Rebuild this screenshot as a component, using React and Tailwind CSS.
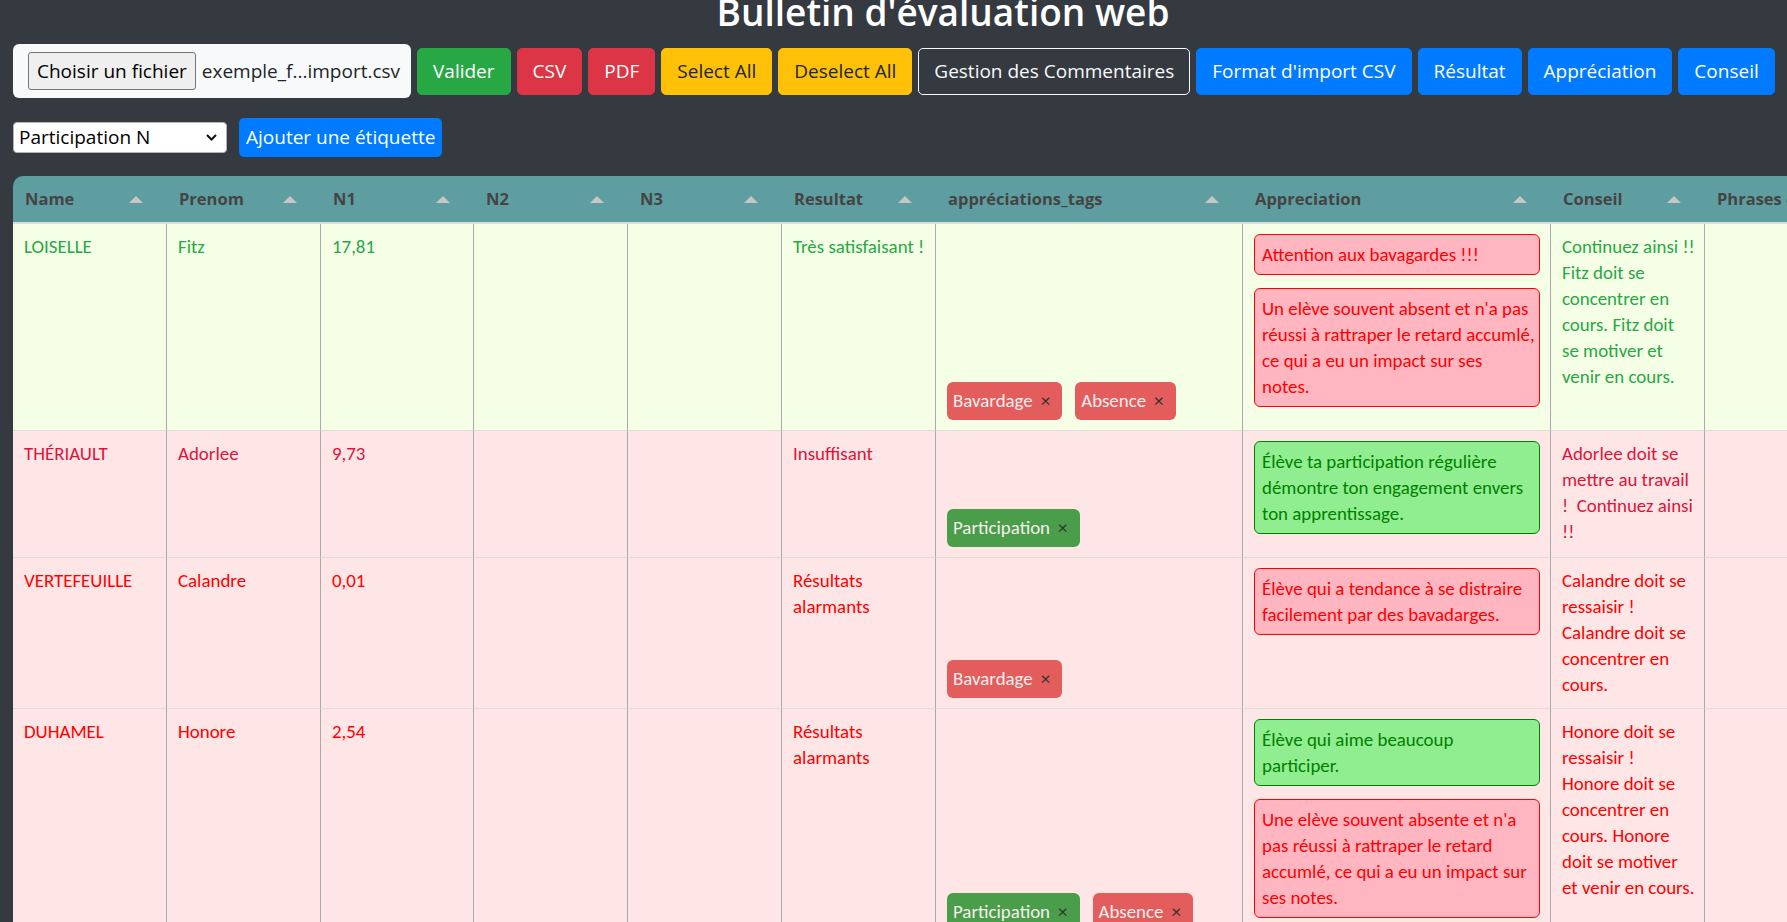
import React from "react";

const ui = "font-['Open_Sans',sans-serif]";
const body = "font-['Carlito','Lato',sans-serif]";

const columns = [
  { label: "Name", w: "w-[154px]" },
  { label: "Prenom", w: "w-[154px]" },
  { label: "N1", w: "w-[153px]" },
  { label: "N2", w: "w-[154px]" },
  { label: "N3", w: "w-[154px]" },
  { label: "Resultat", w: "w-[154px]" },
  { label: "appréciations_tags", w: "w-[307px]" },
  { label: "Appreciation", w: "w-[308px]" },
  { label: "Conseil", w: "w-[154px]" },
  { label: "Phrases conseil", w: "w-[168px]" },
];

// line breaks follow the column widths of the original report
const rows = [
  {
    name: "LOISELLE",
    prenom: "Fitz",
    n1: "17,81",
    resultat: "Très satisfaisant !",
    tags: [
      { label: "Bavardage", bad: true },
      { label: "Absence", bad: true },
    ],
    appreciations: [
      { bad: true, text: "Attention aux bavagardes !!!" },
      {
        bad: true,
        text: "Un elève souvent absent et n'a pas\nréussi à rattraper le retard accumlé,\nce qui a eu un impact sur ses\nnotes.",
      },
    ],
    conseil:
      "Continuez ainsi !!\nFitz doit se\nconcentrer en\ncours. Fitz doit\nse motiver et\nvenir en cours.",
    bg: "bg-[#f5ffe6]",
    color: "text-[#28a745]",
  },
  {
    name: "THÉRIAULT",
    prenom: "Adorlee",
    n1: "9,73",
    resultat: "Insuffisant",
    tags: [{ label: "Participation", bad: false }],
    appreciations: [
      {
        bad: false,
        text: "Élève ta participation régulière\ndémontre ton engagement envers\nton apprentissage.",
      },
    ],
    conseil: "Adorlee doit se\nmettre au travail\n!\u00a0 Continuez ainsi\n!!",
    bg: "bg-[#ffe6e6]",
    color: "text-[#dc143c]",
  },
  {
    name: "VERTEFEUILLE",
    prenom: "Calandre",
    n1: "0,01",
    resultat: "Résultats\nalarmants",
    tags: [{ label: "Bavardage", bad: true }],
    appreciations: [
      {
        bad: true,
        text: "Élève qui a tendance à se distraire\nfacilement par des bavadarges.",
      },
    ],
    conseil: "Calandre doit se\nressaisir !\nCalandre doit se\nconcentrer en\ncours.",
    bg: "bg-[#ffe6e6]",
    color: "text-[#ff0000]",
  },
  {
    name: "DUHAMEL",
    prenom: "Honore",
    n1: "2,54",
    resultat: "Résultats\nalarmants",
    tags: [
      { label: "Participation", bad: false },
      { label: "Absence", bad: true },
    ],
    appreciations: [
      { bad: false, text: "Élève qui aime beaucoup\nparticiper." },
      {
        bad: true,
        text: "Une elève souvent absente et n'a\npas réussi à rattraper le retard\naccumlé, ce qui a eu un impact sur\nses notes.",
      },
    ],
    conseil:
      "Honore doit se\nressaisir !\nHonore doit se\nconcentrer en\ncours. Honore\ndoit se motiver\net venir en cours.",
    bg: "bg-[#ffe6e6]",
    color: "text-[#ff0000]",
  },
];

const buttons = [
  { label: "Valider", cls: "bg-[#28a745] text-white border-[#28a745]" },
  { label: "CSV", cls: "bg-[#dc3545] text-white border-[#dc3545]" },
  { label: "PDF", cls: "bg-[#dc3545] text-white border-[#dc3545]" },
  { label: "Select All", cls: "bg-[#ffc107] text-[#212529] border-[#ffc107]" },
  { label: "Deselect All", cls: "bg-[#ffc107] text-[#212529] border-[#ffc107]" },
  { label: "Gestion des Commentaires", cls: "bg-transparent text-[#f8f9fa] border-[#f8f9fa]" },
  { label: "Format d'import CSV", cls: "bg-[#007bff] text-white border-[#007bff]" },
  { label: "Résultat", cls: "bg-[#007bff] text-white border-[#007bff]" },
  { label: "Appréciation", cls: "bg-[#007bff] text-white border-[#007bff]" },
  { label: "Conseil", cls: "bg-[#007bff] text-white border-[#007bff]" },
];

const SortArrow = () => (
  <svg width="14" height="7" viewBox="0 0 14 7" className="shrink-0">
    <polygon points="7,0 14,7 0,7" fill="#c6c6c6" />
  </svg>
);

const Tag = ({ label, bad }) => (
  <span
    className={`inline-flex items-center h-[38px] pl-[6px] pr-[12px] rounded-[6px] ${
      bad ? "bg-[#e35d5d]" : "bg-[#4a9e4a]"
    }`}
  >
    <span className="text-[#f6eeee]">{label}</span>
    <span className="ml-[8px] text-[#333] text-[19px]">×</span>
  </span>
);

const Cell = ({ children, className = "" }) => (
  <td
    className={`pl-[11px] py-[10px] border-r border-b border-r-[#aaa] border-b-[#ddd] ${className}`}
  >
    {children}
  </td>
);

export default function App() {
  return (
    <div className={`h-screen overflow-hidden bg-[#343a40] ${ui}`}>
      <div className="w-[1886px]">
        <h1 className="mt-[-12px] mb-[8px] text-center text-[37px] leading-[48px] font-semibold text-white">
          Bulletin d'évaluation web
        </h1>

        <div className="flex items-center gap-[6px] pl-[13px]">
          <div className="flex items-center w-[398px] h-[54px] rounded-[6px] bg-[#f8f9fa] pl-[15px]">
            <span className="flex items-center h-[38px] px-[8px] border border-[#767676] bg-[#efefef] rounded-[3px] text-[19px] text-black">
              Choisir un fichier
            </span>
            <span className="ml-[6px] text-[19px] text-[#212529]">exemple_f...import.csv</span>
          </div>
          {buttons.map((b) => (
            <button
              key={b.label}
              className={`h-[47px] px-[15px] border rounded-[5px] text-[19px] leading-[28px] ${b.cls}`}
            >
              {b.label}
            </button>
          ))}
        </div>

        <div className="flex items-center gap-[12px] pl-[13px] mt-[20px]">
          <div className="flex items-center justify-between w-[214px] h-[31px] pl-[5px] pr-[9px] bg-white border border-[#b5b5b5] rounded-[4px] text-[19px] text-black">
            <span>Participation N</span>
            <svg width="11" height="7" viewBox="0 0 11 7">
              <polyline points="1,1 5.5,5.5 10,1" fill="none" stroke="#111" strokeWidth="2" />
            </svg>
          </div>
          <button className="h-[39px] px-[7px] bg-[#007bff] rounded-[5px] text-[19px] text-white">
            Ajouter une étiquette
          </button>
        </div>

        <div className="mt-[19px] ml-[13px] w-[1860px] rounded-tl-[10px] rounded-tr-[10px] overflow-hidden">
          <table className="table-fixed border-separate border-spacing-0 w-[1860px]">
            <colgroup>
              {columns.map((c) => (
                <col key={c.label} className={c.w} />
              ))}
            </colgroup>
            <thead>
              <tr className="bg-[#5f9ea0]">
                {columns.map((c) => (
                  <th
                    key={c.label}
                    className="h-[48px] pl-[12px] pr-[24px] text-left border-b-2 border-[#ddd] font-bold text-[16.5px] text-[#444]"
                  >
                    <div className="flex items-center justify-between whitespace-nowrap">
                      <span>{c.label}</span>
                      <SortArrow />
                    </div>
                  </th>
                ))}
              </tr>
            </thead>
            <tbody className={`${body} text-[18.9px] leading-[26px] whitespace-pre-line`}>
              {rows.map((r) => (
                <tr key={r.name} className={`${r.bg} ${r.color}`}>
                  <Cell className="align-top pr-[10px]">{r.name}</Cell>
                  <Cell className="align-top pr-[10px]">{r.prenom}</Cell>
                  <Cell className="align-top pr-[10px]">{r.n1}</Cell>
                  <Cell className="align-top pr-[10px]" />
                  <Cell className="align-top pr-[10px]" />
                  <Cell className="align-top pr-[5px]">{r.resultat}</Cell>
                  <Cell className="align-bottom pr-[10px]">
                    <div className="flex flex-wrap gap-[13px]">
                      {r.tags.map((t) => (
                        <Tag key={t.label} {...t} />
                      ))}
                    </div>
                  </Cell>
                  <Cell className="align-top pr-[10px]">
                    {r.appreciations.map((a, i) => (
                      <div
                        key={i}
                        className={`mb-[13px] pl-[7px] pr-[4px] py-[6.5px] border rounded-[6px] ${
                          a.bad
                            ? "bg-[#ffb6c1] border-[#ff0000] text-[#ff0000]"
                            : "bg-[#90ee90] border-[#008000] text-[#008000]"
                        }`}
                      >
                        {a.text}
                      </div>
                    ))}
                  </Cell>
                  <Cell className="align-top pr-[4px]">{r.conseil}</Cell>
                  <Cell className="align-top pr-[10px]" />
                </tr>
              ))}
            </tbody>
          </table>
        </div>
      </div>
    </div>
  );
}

▶ [What the task asks] What is the number of lines in this listing that contain the word "React"? Answer with that number and nothing else.

▶ [Reply] 2